Comstock’s average Gen I well today is expected to recover 15 Bcf, or 2.1 Bcf/1,000 feet of lateral.
“Our current average of our Gen III wells is on track to recover 22 Bcf, or 2.4 Bcf/1,000 feet of lateral, or nearly 50% more recovery than the average Gen I well,” Harrison noted. “This change, coupled with our continually improving cost structure, is what is driving the increase in our returns…”
The fracture costs drive total well costs. However, with a softening pressure pumping market, Comstock has been able to drive down the total well costs by renegotiating oilfield services rates.
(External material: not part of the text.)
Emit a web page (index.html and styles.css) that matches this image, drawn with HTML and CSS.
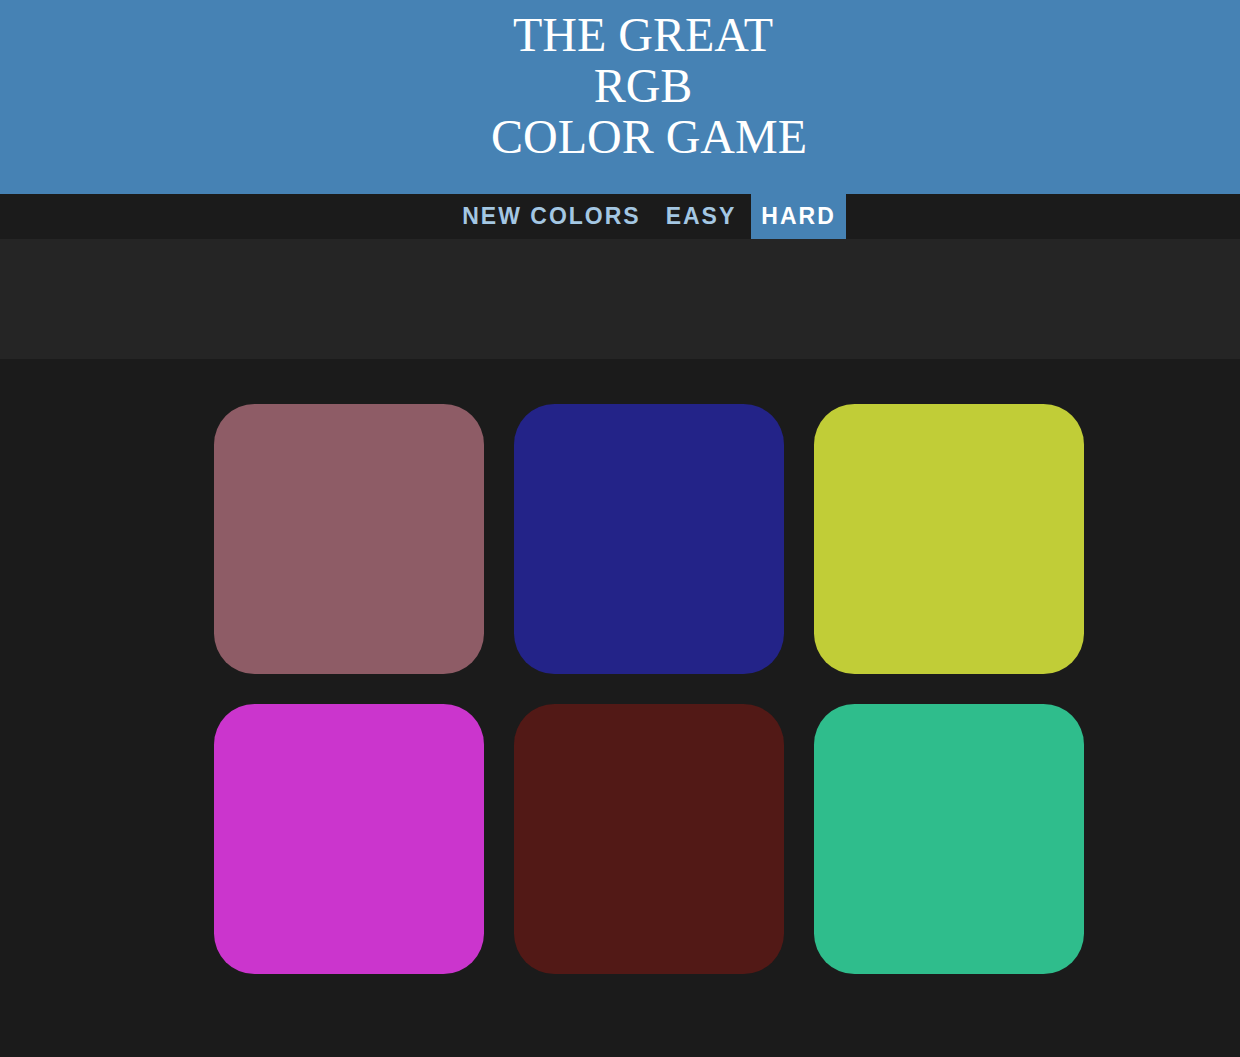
FILE: index.html
```html
<!DOCTYPE html>
<html lang="en">
<head>
<meta charset="utf-8">
<title>The Great RGB Color Game</title>
<link rel="stylesheet" href="styles.css">
</head>
<body>
<header class="header">
  <h1 class="title">
    <span class="title-line title-line--pad">The Great</span>
    <span class="title-line title-line--pad">RGB</span>
    <span class="title-line">Color Game</span>
  </h1>
</header>
<nav class="stripe">
  <button class="btn">New Colors</button>
  <button class="btn">Easy</button>
  <button class="btn btn--selected">Hard</button>
</nav>
<div class="message-band"></div>
<main class="main">
  <div class="grid">
    <div class="square" style="background: #8e5c66"></div>
    <div class="square" style="background: #232388"></div>
    <div class="square" style="background: #c1cd37"></div>
    <div class="square" style="background: #cb35cd"></div>
    <div class="square" style="background: #521916"></div>
    <div class="square" style="background: #2fbd8c"></div>
  </div>
</main>
</body>
</html>
```
FILE: styles.css
```css
html, body {
  margin: 0;
  padding: 0;
}

body {
  background: #1b1b1b;
  font-family: "Liberation Sans", Arial, sans-serif;
  min-height: 1057px;
}

.header {
  background: #4682b4;
  padding: 9px 0 32px 58px;
}

.title {
  margin: 0;
  font-family: "Liberation Serif", "Times New Roman", serif;
  font-weight: normal;
  font-size: 48px;
  line-height: 51px;
  color: #ffffff;
  text-transform: uppercase;
  text-align: center;
}

.title-line {
  display: block;
}

.title-line--pad {
  padding-right: 12px;
}

.stripe {
  background: #1b1b1b;
  height: 45px;
  display: flex;
  justify-content: center;
  align-items: stretch;
  gap: 5px;
  padding-left: 58px;
}

.btn {
  border: none;
  background: none;
  margin: 0;
  padding: 0 10px;
  font-family: "Liberation Sans", Arial, sans-serif;
  font-weight: bold;
  font-size: 23px;
  letter-spacing: 2px;
  text-transform: uppercase;
  color: #a4c7e3;
  cursor: pointer;
}

.btn--selected {
  background: #4682b4;
  color: #ffffff;
}

.message-band {
  background: #252525;
  height: 120px;
}

.main {
  padding: 30px 0 0 58px;
}

.grid {
  max-width: 900px;
  margin: 0 auto;
  display: flex;
  flex-wrap: wrap;
}

.square {
  width: 270px;
  height: 270px;
  margin: 15px;
  border-radius: 15%;
}
```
“At the $2.50 flat gas price, we’re generating approximately a 37% rate of return on our 4,500-foot laterals and up to a 76% rate of return for our 10,000-foot laterals,” Harrison said. “With the gas price increasing to $3.00, the rate increases to approximately 76% for the 4,500-foot laterals and well over 100% for the 10,000-foot laterals.”
Through the rest of 2019, Comstock plans to run five rigs on average. The 49 planned wells are to have 10,000-foot laterals.
“We’re continuing to push down our well costs, improve our well performance and improve our gas takeaway cost structure,” Harrison said. “All of these measures deployed together will generate strong returns and cash flow into the future.”
In addition to the Gen 3 fracture designs and lower per-well costs, Comstock has been able to reduce its transportation costs with new contracts, Allison said, “which should lower our lifting cost/Mcfe basis.”
The producer recently began drilling its 95,400 undeveloped net acres in the Eagle Ford, where it has 126 net potential drilling locations. Results from the initial wells are expected in 2Q2019 results.
Results for the first three months of 2019 reflect the Jones contribution, while results for the year-ago quarter reflect the historical results for that period.
Net income in 1Q2019 totaled $13.6 million (13 cents/share), which included the Jones contribution, compared with a year-ago net loss of almost $42 million (minus $2.78). The 1Q2019 results included an unrealized hedging loss of $13 million. Operating cash flow increased 98% year/year to $70.8 million.